╭─ DATA LINES
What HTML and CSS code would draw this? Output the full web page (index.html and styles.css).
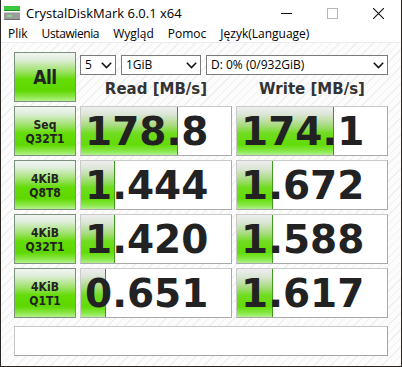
FILE: index.html
```html
<!DOCTYPE html>
<html>
<head>
<meta charset="utf-8">
<link rel="stylesheet" href="styles.css">
</head>
<body>
<div class="window">
  <div class="titlebar">
    <svg class="app-icon" width="16" height="16" viewBox="0 0 16 16">
      <rect x="0" y="0" width="16" height="4" fill="#3cc83c"/>
      <rect x="0" y="4" width="16" height="1" fill="#1f8f2a"/>
      <rect x="0" y="6" width="16" height="8" fill="#9c9c9c"/>
      <rect x="0" y="6" width="16" height="1" fill="#c8c8c8"/>
      <rect x="0" y="13" width="16" height="1" fill="#6e6e6e"/>
      <rect x="3" y="9" width="5" height="2" fill="#7fe07f"/>
    </svg>
    <span class="title">CrystalDiskMark 6.0.1 x64</span>
    <div class="controls">
      <div class="ctl"><svg width="11" height="11" viewBox="0 0 11 11"><line x1="0" y1="5.5" x2="11" y2="5.5" stroke="#111" stroke-width="1"/></svg></div>
      <div class="ctl"><svg width="11" height="11" viewBox="0 0 11 11"><rect x="0.5" y="0.5" width="10" height="10" fill="none" stroke="#b8b8b8" stroke-width="1"/></svg></div>
      <div class="ctl"><svg width="11" height="11" viewBox="0 0 11 11"><path d="M0 0 L11 11 M11 0 L0 11" stroke="#111" stroke-width="1.1"/></svg></div>
    </div>
  </div>
  <div class="menubar">
    <span class="menu-item">Plik</span>
    <span class="menu-item">Ustawienia</span>
    <span class="menu-item">Wygląd</span>
    <span class="menu-item">Pomoc</span>
    <span class="menu-item">Język(Language)</span>
  </div>
  <div class="client">
    <div class="grid">
      <div class="btn btn-all">All</div>
      <div class="topcell">
        <div class="selects">
          <div class="select sel-count"><span>5</span><svg class="chev" width="11" height="7" viewBox="0 0 11 7"><path d="M0.8 0.8 L5.5 5.6 L10.2 0.8" fill="none" stroke="#111" stroke-width="1.5"/></svg></div>
          <div class="select sel-size"><span>1GiB</span><svg class="chev" width="11" height="7" viewBox="0 0 11 7"><path d="M0.8 0.8 L5.5 5.6 L10.2 0.8" fill="none" stroke="#111" stroke-width="1.5"/></svg></div>
          <div class="select sel-drive"><span>D: 0% (0/932GiB)</span><svg class="chev" width="11" height="7" viewBox="0 0 11 7"><path d="M0.8 0.8 L5.5 5.6 L10.2 0.8" fill="none" stroke="#111" stroke-width="1.5"/></svg></div>
        </div>
        <div class="heads">
          <div class="head">Read [MB/s]</div>
          <div class="head">Write [MB/s]</div>
        </div>
      </div>

      <div class="btn btn-label">Seq<br>Q32T1</div>
      <div class="result"><div class="bar" style="width:97px"></div><span class="val">178.8</span></div>
      <div class="result"><div class="bar" style="width:97px"></div><span class="val">174.1</span></div>

      <div class="btn btn-label">4KiB<br>Q8T8</div>
      <div class="result"><div class="bar" style="width:34px"></div><span class="val">1.444</span></div>
      <div class="result"><div class="bar" style="width:36px"></div><span class="val">1.672</span></div>

      <div class="btn btn-label">4KiB<br>Q32T1</div>
      <div class="result"><div class="bar" style="width:34px"></div><span class="val">1.420</span></div>
      <div class="result"><div class="bar" style="width:36px"></div><span class="val">1.588</span></div>

      <div class="btn btn-label">4KiB<br>Q1T1</div>
      <div class="result"><div class="bar" style="width:25px"></div><span class="val">0.651</span></div>
      <div class="result"><div class="bar" style="width:36px"></div><span class="val">1.617</span></div>

      <div class="comment"></div>
    </div>
  </div>
</div>
</body>
</html>
```
FILE: styles.css
```css
* { box-sizing: border-box; }
html, body { margin: 0; padding: 0; background: #fff; }

.window {
  width: 402px;
  height: 367px;
  border-left: 1px solid #2a2624;
  border-right: 1px solid #2a2624;
  border-bottom: 1px solid #2a2624;
  display: flex;
  flex-direction: column;
  background: #fff;
  font-family: "Open Sans", "Noto Sans", sans-serif;
  color: #000;
  overflow: hidden;
}

.titlebar {
  height: 27px;
  display: flex;
  align-items: center;
  background: #fff;
}
.app-icon { margin-left: 3px; margin-top: 1px; flex: none; }
.title {
  margin-left: 6px;
  font-size: 13px;
  color: #000;
  line-height: 1;
}
.controls {
  margin-left: auto;
  display: flex;
  height: 27px;
}
.ctl {
  width: 46px;
  height: 27px;
  display: flex;
  align-items: center;
  justify-content: center;
}

.menubar {
  height: 18px;
  display: flex;
  align-items: center;
  border-bottom: 1px solid #ececec;
  background: #fff;
}
.menu-item {
  font-size: 12px;
  padding: 0 7px;
  line-height: 17px;
  margin-top: -2px;
}
.menu-item:nth-child(2) { letter-spacing: -0.4px; }

.client {
  flex: 1;
  padding: 9px 0 0 13px;
  background-color: #fcfcfc;
  background-image: repeating-linear-gradient(135deg, #fcfcfc 0px, #fcfcfc 5px, #efefef 5px, #efefef 6px);
}

.grid {
  display: grid;
  grid-template-columns: 62px 152px 152px;
  grid-auto-rows: 50px;
  column-gap: 4px;
  row-gap: 4px;
}

.btn {
  border: 1px solid #7d907d;
  background: linear-gradient(to bottom, #f2f5f2 0%, #dfeedb 14%, #9ee26a 38%, #64dc08 55%, #5ed800 78%, #8ee84c 92%, #b4f290 100%);
  display: flex;
  align-items: center;
  justify-content: center;
  text-align: center;
  color: #222;
  font-weight: bold;
  font-family: "DejaVu Sans Condensed", "DejaVu Sans", sans-serif;
}
.btn-all { font-size: 19px; letter-spacing: -0.5px; }
.btn-label { font-size: 12px; line-height: 14px; padding-top: 1px; }

.topcell {
  grid-column: 2 / 4;
  display: flex;
  flex-direction: column;
}
.selects {
  display: flex;
  gap: 5px;
  margin-top: 3px;
  height: 20px;
}
.select {
  height: 20px;
  border: 1px solid #7a7a7a;
  background: #fff;
  display: flex;
  align-items: center;
  padding: 0 3px 0 4px;
  font-size: 12px;
  color: #000;
}
.select span { flex: 1; line-height: 1; margin-top: -1px; }
.chev { flex: none; }
.sel-count { width: 36px; }
.sel-size { width: 80px; }
.sel-drive { width: 182px; }

.heads {
  display: grid;
  grid-template-columns: 152px 152px;
  column-gap: 4px;
  flex: 1;
  align-items: center;
}
.head {
  text-align: center;
  font-family: "DejaVu Sans", sans-serif;
  font-weight: bold;
  font-size: 15px;
  color: #333;
}

.result {
  position: relative;
  border: 1px solid;
  border-color: #cacaca #a9a9a9 #a9a9a9 #cacaca;
  background: #fff;
  display: flex;
  align-items: center;
  overflow: hidden;
}
.bar {
  position: absolute;
  left: 0; top: 0; bottom: 0;
  border-right: 1px solid #3f9a1c;
  background: linear-gradient(to bottom, #eeeeee 0%, #dde6d8 15%, #a8dc80 38%, #70dc20 55%, #62dc08 78%, #88e848 92%, #b2f090 100%);
}
.val {
  position: relative;
  font-family: "DejaVu Sans", sans-serif;
  font-weight: bold;
  font-size: 39px;
  line-height: 1;
  color: #222;
  padding-left: 4px;
  margin-top: 1px;
}

.comment {
  grid-column: 1 / 4;
  height: 30px;
  margin-top: 4px;
  border: 1px solid;
  border-color: #c6c6c6 #a4a4a4 #a4a4a4 #c6c6c6;
  background: #fff;
}
```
╰─
- OBJECTIVE: Find each line holding the word "styles" and copy it.

- COMPLETE RESPONSE:
What HTML and CSS code would draw this? Output the full web page (index.html and styles.css).
<link rel="stylesheet" href="styles.css">
FILE: styles.css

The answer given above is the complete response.